No. They are largely a human invention.

(non-)Euclidiean geometry

Euclid’s Elements, the best book in maths, proposed this situation where propositions were proved to be true via deductive reasoning starting with axioms (and definitions).

As for the axioms, the belief was that they represent truths, why would one question it for “the whole is larger than the part”?

It turns out that most questioning was for the 5th postulate (axiom), because of its convoluted phrasing. The question was how many parallels exist in a plan through a point outside a straight line, and the 5th said that one precisely.

It took more than two thousands years to find that other options exist for the 5th, such that the option that there is more than one parallel (hyperbolic geometry), or the option that there is no parallel (elliptic geometry).

So then we moved around the 19th century from the situation where the geometry axioms were absolute truths, to one where they were just choices. They were not entirely arbitrary, because they work extremely well in certain human-scale situations (such a designing a building), but eventually break down at very small scale (such as when lines can’t be divided further when we reach atomic scales), or very large (such as cosmic) scales.

Personal detour on Euclidean axioms

As a fun fact, when I introduced to my child the 2nd postulate, “a straight line can be made arbitrary longer at both ends”, they giggled and said “well, that’s only until it meets at the side of the Earth” and I explained how in Euclidean geometry a line would be tangent to the surface of the Earth, it’s not the 2D geometry on the surface of a sphere, but they should remember that thought.

They nodded to understand and took the 2nd postulate as a truth.

But eventually we had the discussion that elliptic geometries describe exactly the situation she thought of initially (the 2D geometry on the surface of a sphere) where straight lines do meet eventually and even such apparent self obvious truths that “a straight line can be made arbitrary longer at both ends” are questionable.

Natural numbers

Around the middle of the 19th century to the first half of the 20th century mathematicians turned their attention to natural numbers due to their fundamental role and tried to put it on a clear axiomatic basis. Several systems emerged, some based on the Peano approach (start at zero and apply a successor function to generate the natural numbers), some based on set theory (the empty set is zero, the set containing the empty set is 1 and so on). Such systems share surprising properties such as the ability to express problems that cannot be proven.

But the question the is: are natural number real and the surprising properties unescapable or are they just one of the many possible human inventions just like geometry?

And the answer is that natural numbers are a human invention. The systems of natural numbers have many assumptions such as the ability to recognize entities as being unique or the same, and the ability to go on forever. When that is a good approximation for the problems we look at, using the natural numbers and their derivatives is very successful. But they fail for problems such as counting the grains of sand on a beach and establishing the length of the coast of Great Britain.

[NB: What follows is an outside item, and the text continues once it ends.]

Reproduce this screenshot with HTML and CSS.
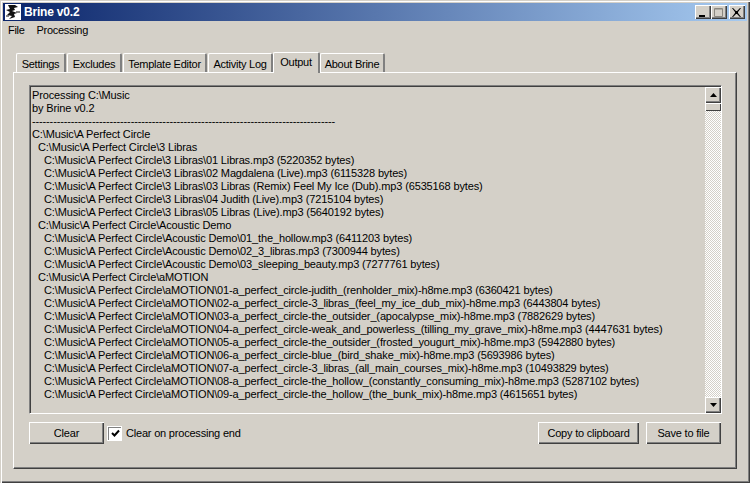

What’s not purely human invention are mechanisms that we share with other animals. The evolutionary basis of the natural numbers is the ability of animals to use the nervous system to for example recognise enemies: none (I’m safe), one (I might be able to deal with), two (I might need to run), three (I should run), a few (help), some, many, lots (no chance). While we have an innate basis to distinguish between 2 and 3 entities, we don’t have near the same confidence to distinguish without a lot of analysis between 246 and 250 (with reference to the 1987 movie “Rain Man”).

Personal detour on natural number thresholds

Long time ago I had to investigate why a list in a product has lots of entries. I picked one such case. It had about 2000 entries. That’s a lot, but decided to go through them and classify them to try figure out what’s the underlying cause. Are certain types of entries more common? What’s the cause? In the process of going through the 2000 entries one by one I soon discovered another issue.

The list displayed the entries page by page, but pagination was broken and the first 50 entries were repeated instead of displaying 50 different entries each time. So in my case, the first 50 entries would have been repeated about 40 times.

And this issue was not reported. Thousands of customers complained by the large number of entries, but none complained that only 50 are displayed, the rest are repeats.

My empirical observation is that somewhere between 20 and 50 our brains stop having a intuitive perception of precise numbers and use heuristics based on “there’s lots”, rather than precise numbers.